Which lines contain the string "this"? Please list every one of them.

** start GIVEN MATERIAL **

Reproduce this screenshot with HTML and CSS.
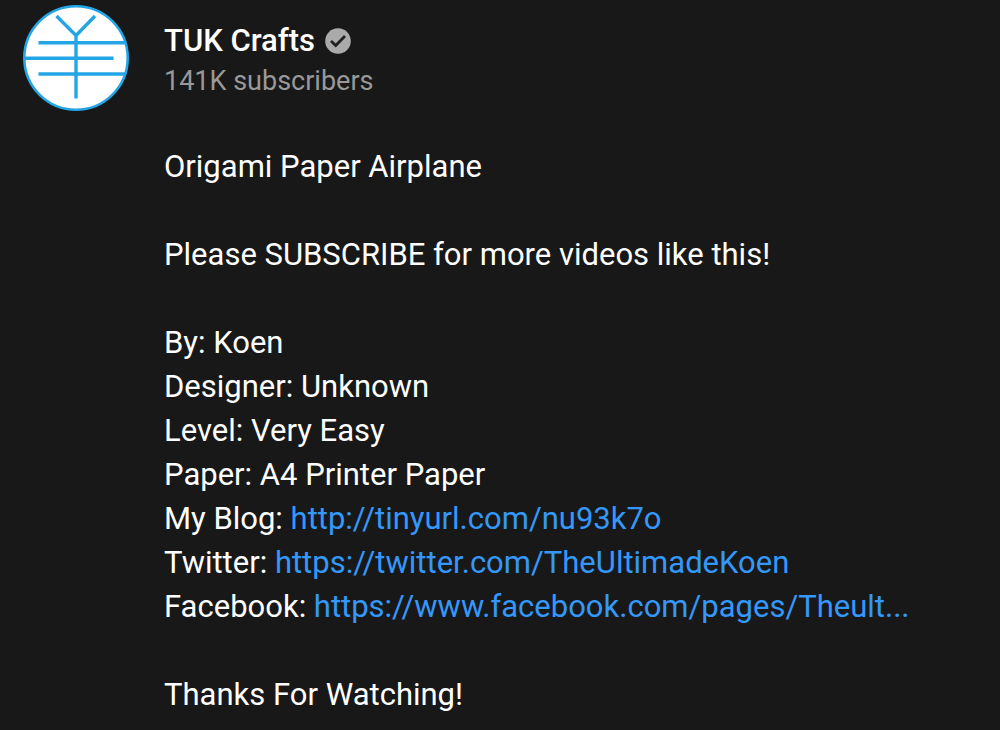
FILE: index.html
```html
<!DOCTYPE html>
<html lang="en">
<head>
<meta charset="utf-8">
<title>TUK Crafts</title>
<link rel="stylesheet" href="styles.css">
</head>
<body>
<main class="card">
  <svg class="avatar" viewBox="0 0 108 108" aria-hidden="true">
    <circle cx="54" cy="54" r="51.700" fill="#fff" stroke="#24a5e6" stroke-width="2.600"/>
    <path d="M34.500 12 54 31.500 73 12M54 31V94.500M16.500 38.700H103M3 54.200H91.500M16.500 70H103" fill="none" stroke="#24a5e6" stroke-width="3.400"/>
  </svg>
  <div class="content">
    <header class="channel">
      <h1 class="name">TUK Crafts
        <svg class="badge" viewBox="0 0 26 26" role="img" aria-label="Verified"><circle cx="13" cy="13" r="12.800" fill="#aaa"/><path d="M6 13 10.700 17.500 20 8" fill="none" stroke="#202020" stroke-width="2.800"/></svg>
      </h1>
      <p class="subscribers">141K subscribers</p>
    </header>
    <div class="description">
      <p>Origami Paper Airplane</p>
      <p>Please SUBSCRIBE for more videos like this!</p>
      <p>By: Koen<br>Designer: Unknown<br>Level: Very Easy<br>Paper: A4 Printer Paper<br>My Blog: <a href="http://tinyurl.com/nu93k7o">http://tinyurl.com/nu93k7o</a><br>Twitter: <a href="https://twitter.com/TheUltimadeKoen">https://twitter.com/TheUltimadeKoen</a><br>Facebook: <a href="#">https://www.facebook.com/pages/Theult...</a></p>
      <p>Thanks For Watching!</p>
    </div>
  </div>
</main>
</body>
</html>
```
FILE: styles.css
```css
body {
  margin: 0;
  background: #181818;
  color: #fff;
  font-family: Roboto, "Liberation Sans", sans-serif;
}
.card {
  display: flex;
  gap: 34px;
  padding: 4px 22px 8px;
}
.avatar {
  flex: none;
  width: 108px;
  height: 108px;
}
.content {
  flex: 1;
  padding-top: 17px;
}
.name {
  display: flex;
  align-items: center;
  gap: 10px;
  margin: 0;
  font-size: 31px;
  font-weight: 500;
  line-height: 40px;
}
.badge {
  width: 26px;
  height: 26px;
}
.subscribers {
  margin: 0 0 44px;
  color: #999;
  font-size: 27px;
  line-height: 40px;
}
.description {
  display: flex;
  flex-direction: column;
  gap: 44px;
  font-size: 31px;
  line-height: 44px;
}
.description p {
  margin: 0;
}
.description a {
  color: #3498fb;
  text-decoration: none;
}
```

** end GIVEN MATERIAL **

ANSWER:
Reproduce this screenshot with HTML and CSS.
      <p>Please SUBSCRIBE for more videos like this!</p>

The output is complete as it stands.